As the game came to a close it was hard to see which side had the points advantage. Both armies still had a lot of fight in them but with daylight failing the two antagonists would have to break off and fight another day. Certainly the British controlled the battlefield and the Americans decision to throw all their army into the fight only at the very end of the game had arguably shielded them from higher casualties. They were also in a precarious position with any routing units having virtually no room to retreat in. However the British have by this stage taken damage to virtually all their regiments, although their higher moral means they are less likely to break any time soon.

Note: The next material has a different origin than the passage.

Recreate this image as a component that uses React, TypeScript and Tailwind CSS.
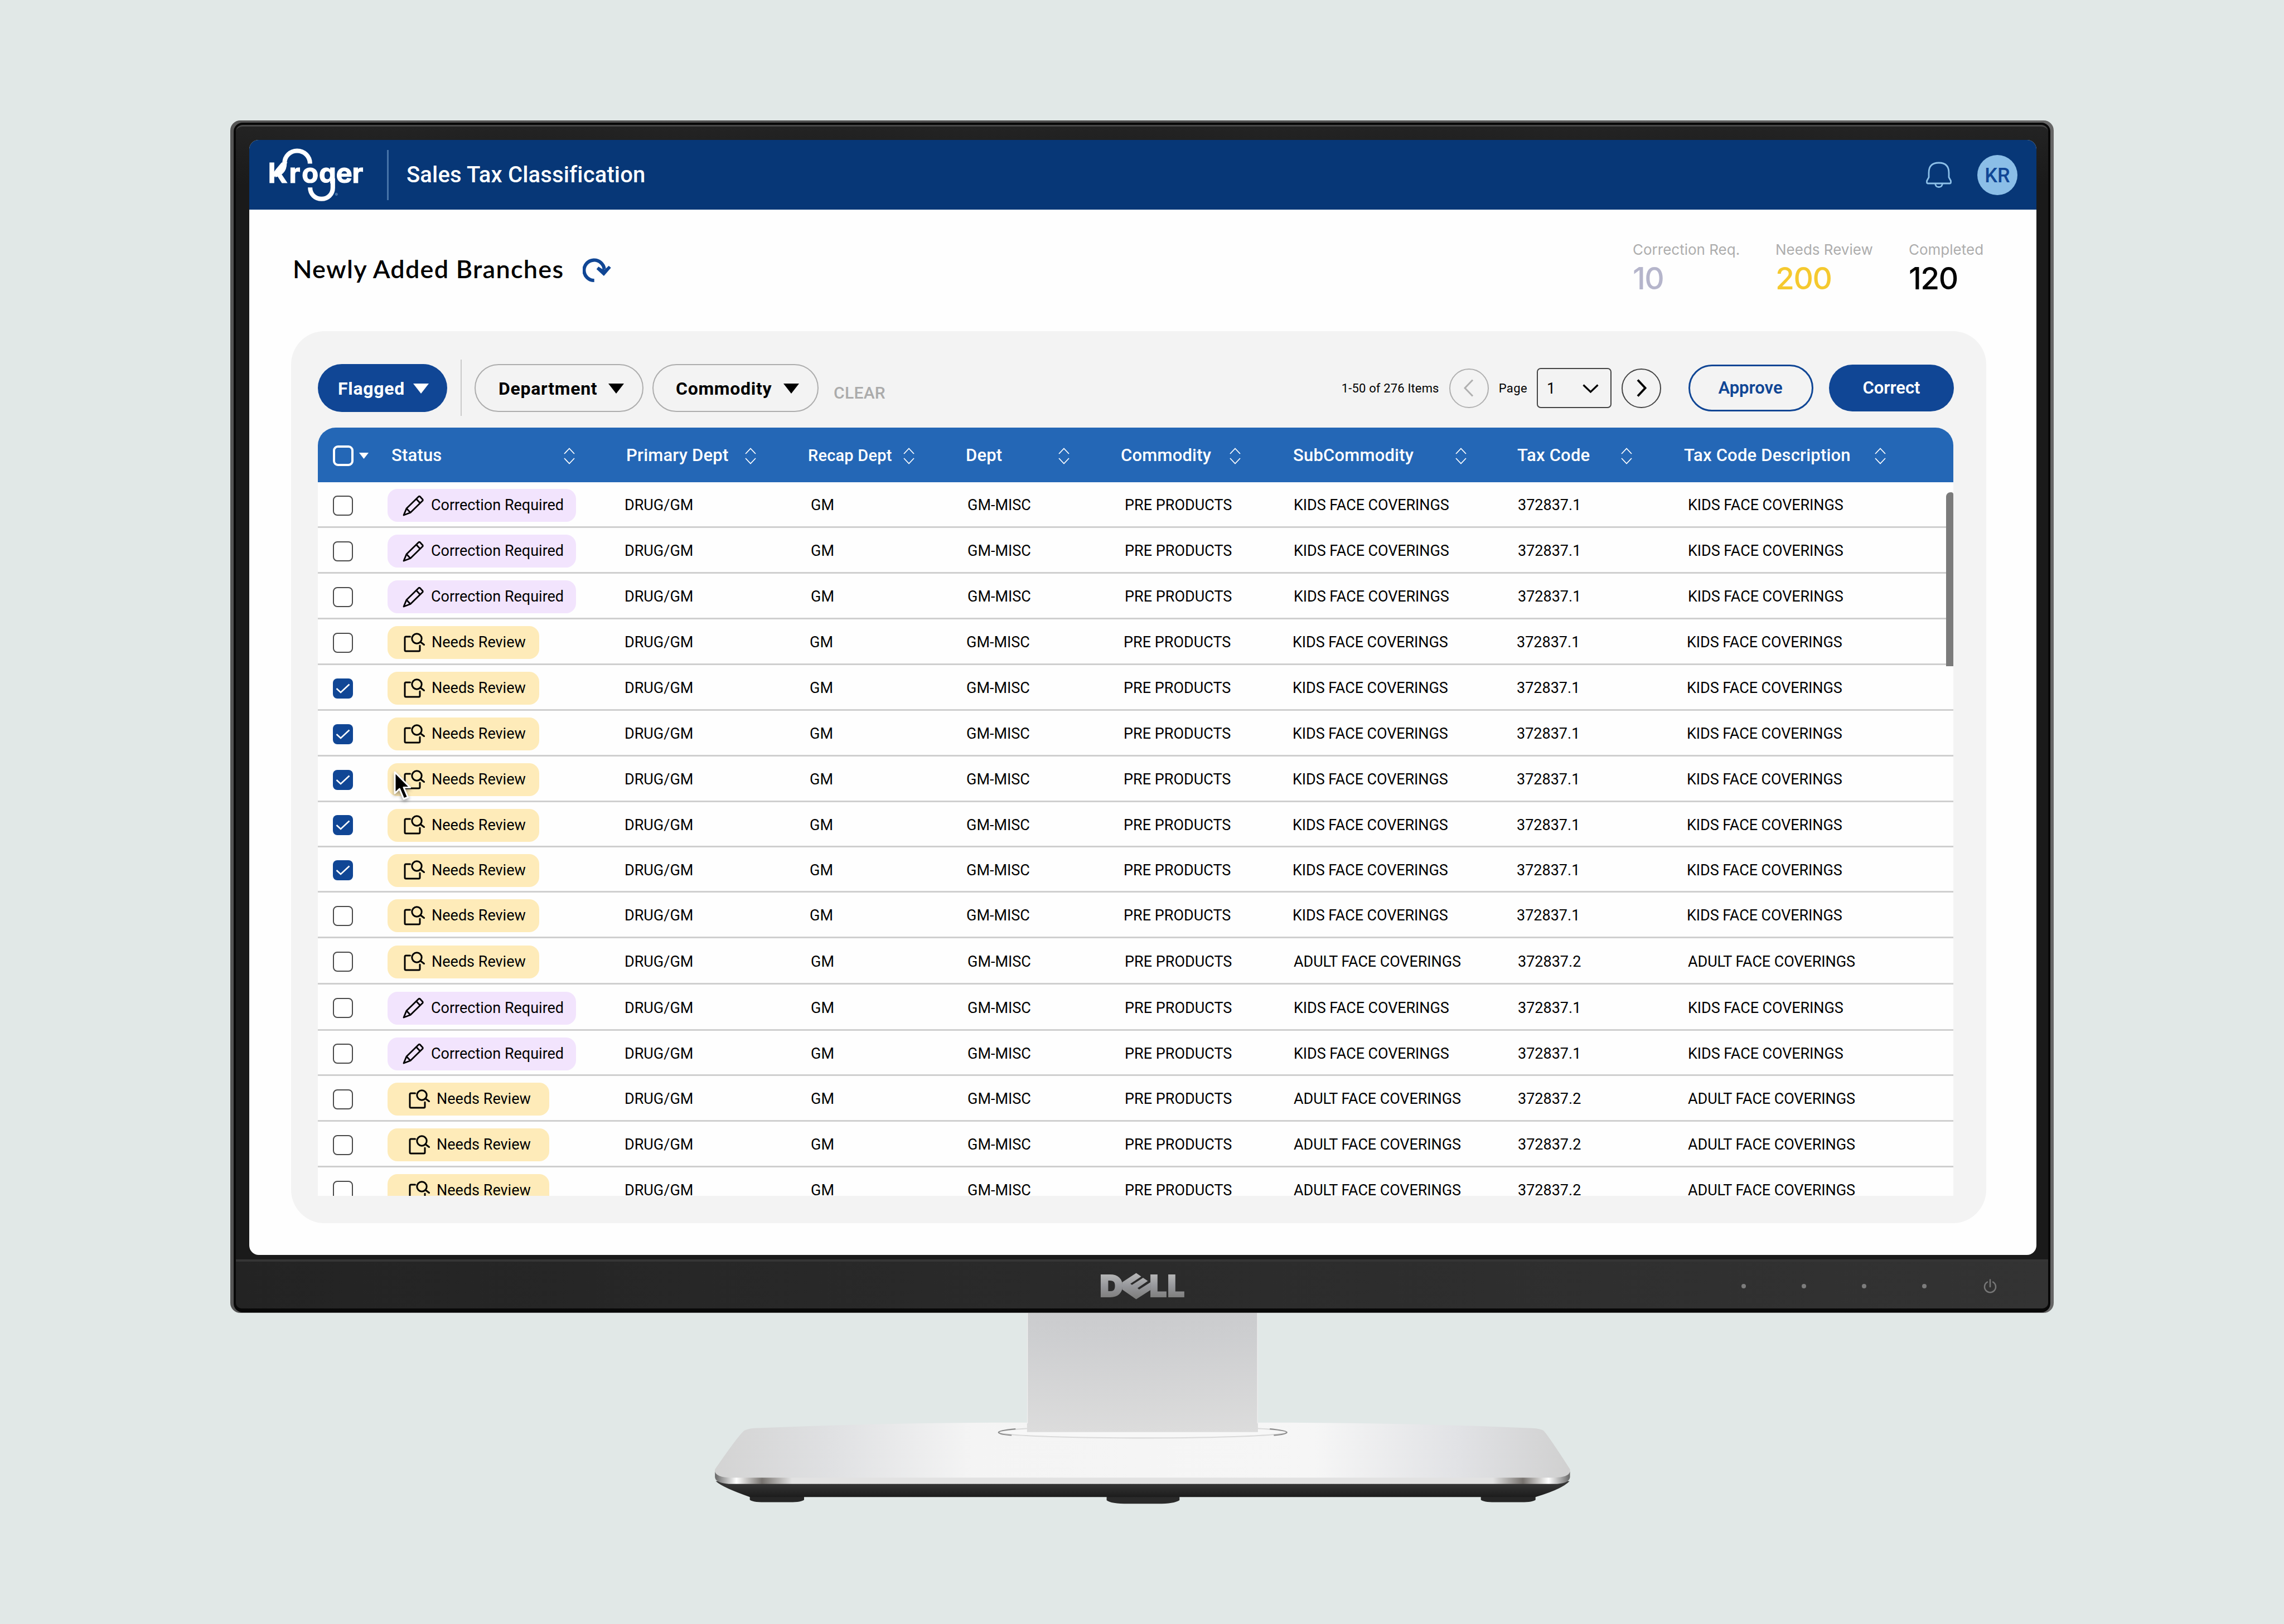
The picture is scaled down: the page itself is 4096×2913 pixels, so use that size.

The points are added up and a narrow British Victory is declared. I think most of the players would agree this is a fair outcome given that the Americans do not control the battlefield and are bottled up on the very edge of the table. However we (the British Players) have had to work hard for our victory and have spent as much time on the other side of the games table as we have on our own side. 


  1. What a spectacular table! Intense and beautiful looking battle...

  2. What a fabulous looking game. I love seeing so many AWI units on the field - I still have a long way to go to catch up!

  3. Great report Lee, When I popped my head in the door there was quite an atmosphere!! Don't usually get that in the shed!

  4. Very impressive game, can I ask what set of rules you used?? Really enjoyed the battle report and photos.